This section outlines a minimal example in Fortan which will send information between an MD and CFD code.

The CFD code is first,

See CFD Fortran Code
program cfd_cpl_example
    use cpl, only : CPL_init, CPL_setup_cfd, & 
                    CPL_get_olap_limits, CPL_my_proc_portion, &
                    CPL_get_no_cells, CPL_send, CPL_recv, &
					CPL_finalize
    use mpi
    implicit none

    logical :: recv_flag, send_flag, NO_ERROR
    integer :: i,j,k,ii,jj,kk,ierr
    integer :: NPx, NPy, NPz, NProcs, rank
    integer :: nprocs_realm
    integer :: CART_COMM, CFD_COMM
    integer, parameter :: cfd_realm=1
    integer, dimension(3) :: npxyz, Ncells, ncxyz
    integer, dimension(6) :: portion, limits
    double precision, dimension(3)  :: xyzL, xyz_orig
    double precision, dimension(:,:,:,:), & 
         allocatable  :: send_array

    !Initialise MPI
    call MPI_Init(ierr)

    !Create MD Comm by spliting world
    call CPL_init(CFD_realm, CFD_COMM, ierr)

    ! Parameters of the cpu topology (cartesian grid)
    xyzL = (/10.d0, 10.d0, 10.d0/)
    xyz_orig = (/0.d0, 0.d0, 0.d0/)
    npxyz = (/ 2, 2, 1/)
    ncxyz = (/ 64, 18, 64 /)

    ! Create communicators and check that number of processors is consistent
    call MPI_Comm_size(CFD_COMM, nprocs_realm, ierr) 
    if (nprocs_realm .ne. product(npxyz)) then
        print'(4(a,i6))', "Non-coherent number of processes in CFD ", nprocs_realm, & 
                " no equal to ",  npxyz(1), " X ", npxyz(2), " X ", npxyz(3)
        call MPI_Abort(MPI_COMM_WORLD, 1, ierr)
    endif

    !Setup cartesian topology
    call MPI_comm_rank(CFD_COMM, rank, ierr)
    call MPI_Cart_create(CFD_COMM, 3, npxyz, (/.true., .true., .true./), & 
                         .true., CART_COMM, ierr)

    !Coupler setup
    call CPL_setup_cfd(CART_COMM, xyzL, xyz_orig, ncxyz)

    !Get detail for grid
    call CPL_get_olap_limits(limits)
    call CPL_my_proc_portion(limits, portion)
    call CPL_get_no_cells(portion, Ncells)

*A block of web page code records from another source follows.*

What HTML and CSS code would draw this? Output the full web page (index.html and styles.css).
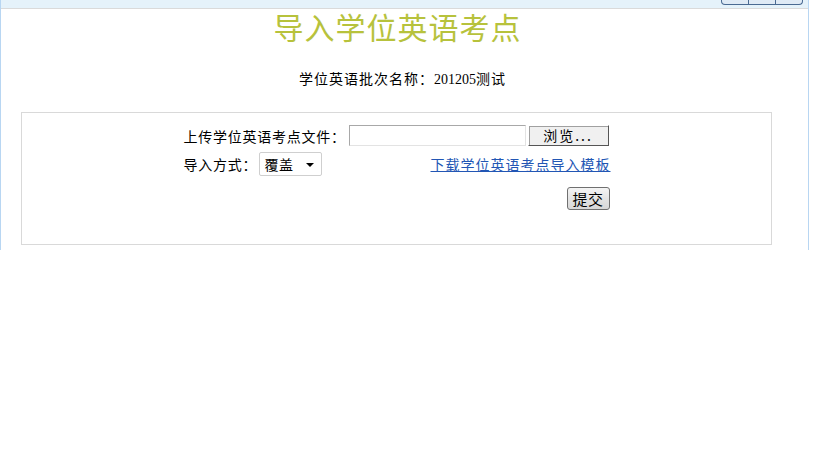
FILE: index.html
```html
<!DOCTYPE html>
<html lang="zh-CN">
<head>
<meta charset="utf-8">
<title>导入学位英语考点</title>
<link rel="stylesheet" href="styles.css">
</head>
<body>
<div class="frame">
  <div class="topbar">
    <div class="winbtns"><span></span><span></span><span></span></div>
  </div>
  <h1 class="title">导入学位英语考点</h1>
  <p class="batch">学位英语批次名称：<span class="num">201205</span>测试</p>
  <div class="box">
    <div class="form">
      <div class="row">
        <span class="label">上传学位英语考点文件：</span>
        <span class="file"></span>
        <span class="browse">浏览...</span>
      </div>
      <div class="row row2">
        <span class="label">导入方式：</span>
        <span class="select">覆盖<i class="caret"></i></span>
        <a class="link" href="#">下载学位英语考点导入模板</a>
      </div>
      <div class="row row3">
        <span class="submit">提交</span>
      </div>
    </div>
  </div>
</div>
</body>
</html>
```

FILE: styles.css
```css
html, body {
  margin: 0;
  padding: 0;
  background: #ffffff;
  font-family: "Noto Sans CJK SC", "Liberation Sans", sans-serif;
  font-size: 14px;
  color: #000;
}
.frame {
  width: 807px;
  height: 250px;
  border-left: 1px solid #b8d6f2;
  border-right: 1px solid #b8d6f2;
}
.topbar {
  height: 8px;
  background: #e5f2fa;
  border-bottom: 1px solid #dadada;
  display: flex;
  justify-content: flex-end;
  padding-right: 5px;
}
.winbtns {
  display: flex;
  height: 4px;
  border: 1px solid #4a6a92;
  border-top: none;
  border-radius: 0 0 4px 4px;
  background: #dfeaf5;
  overflow: hidden;
}
.winbtns span {
  width: 26px;
  border-left: 1px solid #4a6a92;
}
.winbtns span:first-child { border-left: none; }
.title {
  margin: -1px 14px 0 0;
  text-align: center;
  font-size: 30px;
  line-height: 36px;
  font-weight: normal;
  color: #b7c23c;
  letter-spacing: 1px;
}
.batch {
  margin: 24px 0 0 0;
  text-align: center;
  font-size: 14px;
  line-height: 20px;
  letter-spacing: 1px;
  padding-right: 4px;
}
.num {
  font-family: "Liberation Serif", serif;
  letter-spacing: 0;
}
.box {
  margin: 22px 0 0 20px;
  width: 749px;
  height: 131px;
  border: 1px solid #d9d9d9;
}
.form {
  width: 426px;
  margin: 12px auto 0 auto;
}
.row {
  display: flex;
  align-items: center;
  height: 21px;
}
.label {
  width: 165px;
  white-space: nowrap;
  letter-spacing: 0.75px;
}
.file {
  width: 175px;
  height: 19px;
  border: 1px solid #a8a8a8;
  border-right-color: #e3e3e3;
  border-bottom-color: #e3e3e3;
  background: #fff;
}
.browse {
  margin-left: 2px;
  width: 79px;
  height: 19px;
  box-sizing: content-box;
  background: #f0f0f0;
  border: 1px solid #fff;
  border-right-color: #555;
  border-bottom-color: #555;
  box-shadow: 1px 1px 0 #a0a0a0 inset;
  text-align: center;
  line-height: 19px;
  letter-spacing: 2px;
}
.row2 {
  margin-top: 6px;
  height: 24px;
}
.row2 .label {
  width: 75px;
}
.select {
  border: 1px solid #cfcfcf;
  border-radius: 2px;
  display: flex;
  align-items: center;
  padding-left: 5px;
  box-sizing: border-box;
  width: 63px;
  height: 24px;
  position: relative;
  letter-spacing: 0.5px;
}
.caret {
  position: absolute;
  right: 7px;
  top: 10px;
  width: 0;
  height: 0;
  border-left: 4px solid transparent;
  border-right: 4px solid transparent;
  border-top: 4px solid #000;
}
.link {
  margin-left: auto;
  color: #2256b4;
  text-decoration: underline;
  letter-spacing: 1px;
  margin-right: -1px;
}
.row3 {
  margin-top: 11px;
  height: 23px;
  justify-content: flex-end;
}
.submit {
  width: 41px;
  height: 21px;
  border: 1px solid #707070;
  border-radius: 3px;
  background: linear-gradient(#f4f4f4, #e4e4e4 50%, #d8d8d8);
  text-align: center;
  line-height: 21px;
  font-size: 15px;
  letter-spacing: 0.5px;
}
```
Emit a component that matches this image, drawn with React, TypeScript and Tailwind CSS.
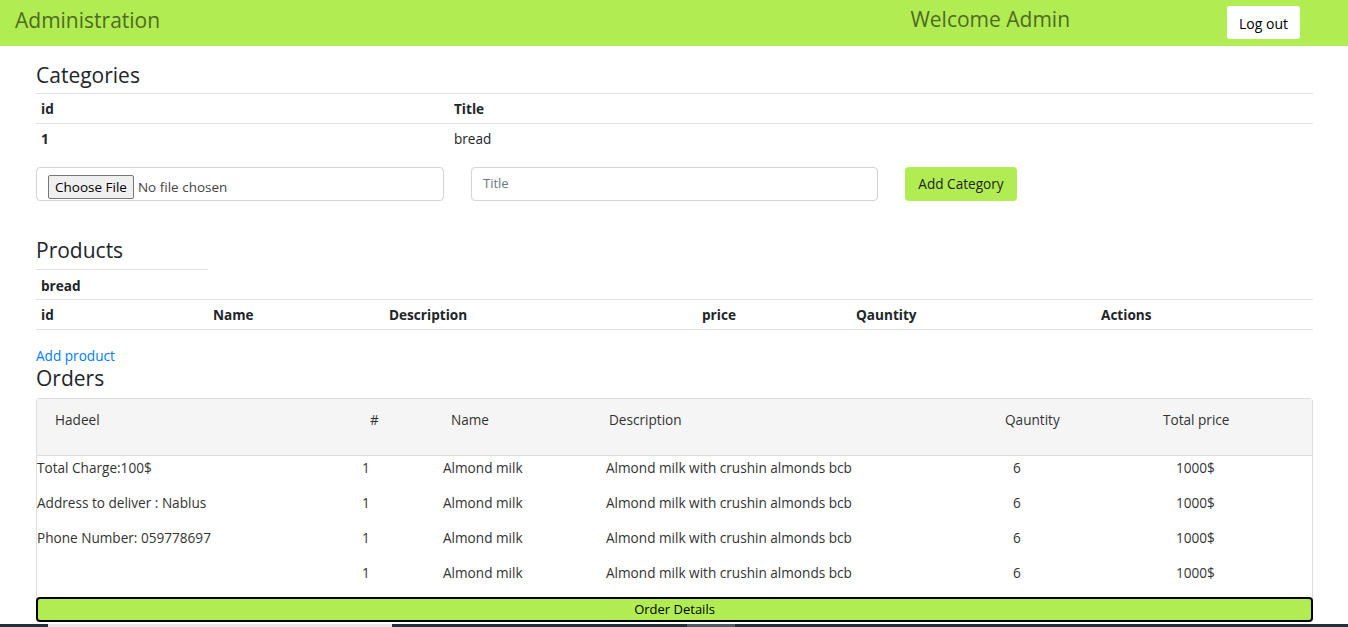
export default function App() {
  const rows = [
    "Total Charge:100$",
    "Address to deliver : Nablus",
    "Phone Number: 059778697",
    "",
  ];

  return (
    <div className="relative h-[627px] overflow-hidden bg-white font-['Open_Sans',sans-serif] text-[13.6px] text-[#212529]">
      <header className="flex h-[46px] items-start bg-[#b1ed52]">
        <h1 className="mt-[5px] pl-[15px] text-[21px] leading-[30px] text-[#4f6b23]">Administration</h1>
        <div className="ml-auto flex items-start">
          <span className="mr-[157px] mt-[4px] text-[21px] leading-[30px] text-[#4f6b23]">Welcome Admin</span>
          <button className="mr-[48px] mt-[6px] h-[33px] rounded-[3px] bg-white px-[12px] pt-[2px] text-[14px] text-black">
            Log out
          </button>
        </div>
      </header>

      <main className="pl-[36px] pr-[35px]">
        <h2 className="mt-[14px] text-[21px] font-medium leading-[30px]">Categories</h2>
        <div className="mt-[3px] border-t border-[#dee2e6]">
          <div className="flex h-[30px] items-center border-b border-[#dee2e6] pt-[1px] font-bold">
            <span className="w-[418px] pl-[5px]">id</span>
            <span>Title</span>
          </div>
          <div className="flex h-[30px] items-center">
            <span className="w-[418px] pl-[5px] font-bold">1</span>
            <span>bread</span>
          </div>
        </div>

        <div className="mt-[13px] flex items-center">
          <div className="flex h-[34px] w-[408px] items-end rounded-[4px] border border-[#ced4da] pb-[1px] pl-[11px]">
            <span className="flex h-[24px] items-center rounded-[2px] border border-[#767676] bg-[#efefef] px-[6px] text-[13.5px] text-black">
              Choose File
            </span>
            <span className="mb-[2px] ml-[4px] text-[13.5px] text-[#444]">No file chosen</span>
          </div>
          <div className="ml-[27px] flex h-[34px] w-[407px] items-center rounded-[4px] border border-[#ced4da] pl-[11px] text-[13px] text-[#6c757d]">
            Title
          </div>
          <button className="ml-[27px] h-[34px] w-[112px] rounded-[4px] bg-[#b1ed52] text-[13.6px] text-[#222]">
            Add Category
          </button>
        </div>

        <h2 className="mt-[34px] text-[21px] font-medium leading-[30px]">Products</h2>
        <div className="mt-[4px] w-[172px] border-t border-[#dee2e6]" />
        <div className="flex h-[29px] items-center pl-[5px] pt-[3px] font-bold">bread</div>
        <div className="flex h-[31px] items-center border-y border-[#dee2e6] pt-[2px] font-bold">
          <span className="w-[177px] pl-[5px]">id</span>
          <span className="w-[176px]">Name</span>
          <span className="w-[313px]">Description</span>
          <span className="w-[154px]">price</span>
          <span className="w-[245px]">Qauntity</span>
          <span>Actions</span>
        </div>
        <a className="mt-[16px] block leading-[20px] text-[#007bff]">Add product</a>
        <h2 className="text-[21px] font-medium leading-[24px]">Orders</h2>

        <div className="mt-[8px] rounded-[4px] border border-b-0 border-[#ddd]">
          <div className="flex h-[57px] border-b border-[#ddd] bg-[#f5f5f5] pt-[11px] text-[#333]">
            <span className="w-[333px] pl-[18px]">Hadeel</span>
            <span className="w-[81px]">#</span>
            <span className="w-[158px]">Name</span>
            <span className="w-[396px]">Description</span>
            <span className="w-[158px]">Qauntity</span>
            <span>Total price</span>
          </div>
          <div className="pt-[2px]">
            {rows.map((r, i) => (
              <div key={i} className="flex h-[35px] items-start leading-[20px] text-[#333]">
                <span className="w-[325px]">{r}</span>
                <span className="w-[81px]">1</span>
                <span className="w-[163px]">Almond milk</span>
                <span className="w-[407px]">Almond milk with crushin almonds bcb</span>
                <span className="w-[163px]">6</span>
                <span>1000$</span>
              </div>
            ))}
          </div>
          <button className="-mt-[1px] -ml-[1px] h-[25px] w-[calc(100%+2px)] rounded-[4px] border-2 border-black bg-[#b1ed52] text-[13px] leading-none text-black">
            Order Details
          </button>
        </div>
      </main>

      <div className="absolute bottom-0 left-0 flex h-[3px] w-full bg-[#1f313c]">
        <div className="ml-[48px] w-[344px] bg-[#e6e6e6]" />
        <div className="ml-[295px] w-[48px] bg-[#4d5b63]" />
      </div>
    </div>
  );
}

    ! Pack send_array with cell coordinates. Each cell in the array carries
    ! its global cell number within the overlap region.
    allocate(send_array(3, Ncells(1), Ncells(2), Ncells(3)))
    do i = 1,Ncells(1)
    do j = 1,Ncells(2)
    do k = 1,Ncells(3)
        ! -2 indices to match c++ and python indexing in portion and i,j,k
        ii = i + portion(1) - 2
        jj = j + portion(3) - 2
        kk = k + portion(5) - 2

        send_array(1,i,j,k) = ii
        send_array(2,i,j,k) = jj
        send_array(3,i,j,k) = kk
    enddo
    enddo
    enddo

    call CPL_send(send_array, limits, send_flag)

    !Block before checking if successful
    call MPI_Barrier(MPI_COMM_WORLD, ierr)

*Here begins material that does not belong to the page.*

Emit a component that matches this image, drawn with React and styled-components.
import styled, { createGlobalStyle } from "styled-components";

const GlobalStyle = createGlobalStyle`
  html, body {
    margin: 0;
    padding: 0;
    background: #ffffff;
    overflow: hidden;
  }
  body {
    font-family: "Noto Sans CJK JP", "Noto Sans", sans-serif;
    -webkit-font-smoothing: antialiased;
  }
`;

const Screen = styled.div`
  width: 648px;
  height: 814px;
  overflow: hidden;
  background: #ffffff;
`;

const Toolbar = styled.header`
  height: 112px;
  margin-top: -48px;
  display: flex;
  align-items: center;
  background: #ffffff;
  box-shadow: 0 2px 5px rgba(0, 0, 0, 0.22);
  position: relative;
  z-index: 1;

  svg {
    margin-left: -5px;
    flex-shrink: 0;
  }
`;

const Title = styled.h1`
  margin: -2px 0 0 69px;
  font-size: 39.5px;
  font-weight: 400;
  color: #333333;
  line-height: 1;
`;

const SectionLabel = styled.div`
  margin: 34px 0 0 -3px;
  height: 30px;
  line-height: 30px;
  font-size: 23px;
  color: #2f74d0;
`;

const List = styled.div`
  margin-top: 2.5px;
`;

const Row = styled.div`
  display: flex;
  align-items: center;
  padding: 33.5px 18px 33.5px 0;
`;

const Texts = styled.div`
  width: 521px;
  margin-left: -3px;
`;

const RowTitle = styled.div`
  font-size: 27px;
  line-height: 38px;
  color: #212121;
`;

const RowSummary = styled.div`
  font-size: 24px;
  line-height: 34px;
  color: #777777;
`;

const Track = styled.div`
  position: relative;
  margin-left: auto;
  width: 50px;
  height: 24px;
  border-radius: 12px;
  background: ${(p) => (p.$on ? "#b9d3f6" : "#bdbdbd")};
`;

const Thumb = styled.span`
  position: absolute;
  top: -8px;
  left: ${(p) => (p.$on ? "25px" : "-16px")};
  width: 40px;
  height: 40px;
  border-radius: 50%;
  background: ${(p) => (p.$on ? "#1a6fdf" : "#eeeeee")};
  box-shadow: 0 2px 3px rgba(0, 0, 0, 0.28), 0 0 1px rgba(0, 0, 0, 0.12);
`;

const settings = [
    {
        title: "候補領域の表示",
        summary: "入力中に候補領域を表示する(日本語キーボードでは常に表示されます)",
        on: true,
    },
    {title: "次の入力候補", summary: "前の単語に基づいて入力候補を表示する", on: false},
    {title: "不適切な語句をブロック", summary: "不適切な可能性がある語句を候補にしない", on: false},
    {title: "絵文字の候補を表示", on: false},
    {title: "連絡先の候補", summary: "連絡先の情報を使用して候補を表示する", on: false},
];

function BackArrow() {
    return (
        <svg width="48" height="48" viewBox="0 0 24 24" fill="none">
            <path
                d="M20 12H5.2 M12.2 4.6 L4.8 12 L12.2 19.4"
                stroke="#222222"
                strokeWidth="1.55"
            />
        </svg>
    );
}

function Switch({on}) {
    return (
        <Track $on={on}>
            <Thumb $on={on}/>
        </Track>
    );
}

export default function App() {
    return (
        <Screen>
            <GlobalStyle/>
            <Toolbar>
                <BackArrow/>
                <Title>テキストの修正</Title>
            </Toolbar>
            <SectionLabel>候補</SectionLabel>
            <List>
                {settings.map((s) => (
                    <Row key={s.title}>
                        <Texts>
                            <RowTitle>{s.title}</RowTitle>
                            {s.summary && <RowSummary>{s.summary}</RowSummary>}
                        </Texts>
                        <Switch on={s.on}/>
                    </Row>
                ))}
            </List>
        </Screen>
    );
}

    !Release all coupler comms 
    call CPL_finalize(ierr)

    !Deallocate arrays, free comms and finalise MPI
    deallocate(send_array)
    call MPI_Comm_free(CFD_COMM, ierr)
    call MPI_Comm_free(CART_COMM, ierr)
    call MPI_finalize(ierr)

end program cfd_cpl_example

Now the MD code which receives data from the CFD code and

See MD Fortran Code
program md_cpl_example
    use cpl, only : CPL_init, CPL_setup_md, & 
                    CPL_get_olap_limits, CPL_my_proc_portion, &
                    CPL_get_no_cells, CPL_send, CPL_recv, &
					CPL_overlap, CPL_finalize
    use mpi
    implicit none

    logical :: recv_flag,send_flag, NO_ERROR
    integer :: i,j,k,ii,jj,kk,ierr,errorcode
    integer :: rank, nprocs_realm
    integer :: CART_COMM, MD_COMM
    integer, parameter :: md_realm=2
    integer, dimension(3) :: npxyz, Ncells
    integer, dimension(6) :: portion, limits
    double precision, dimension(3)  :: xyzL, xyz_orig
    double precision, dimension(:,:,:,:), allocatable  :: recv_array, send_array

    !Initialise MPI
    call MPI_Init(ierr)

    !Create MD Comm by spliting world
    call CPL_init(md_realm, MD_COMM, ierr)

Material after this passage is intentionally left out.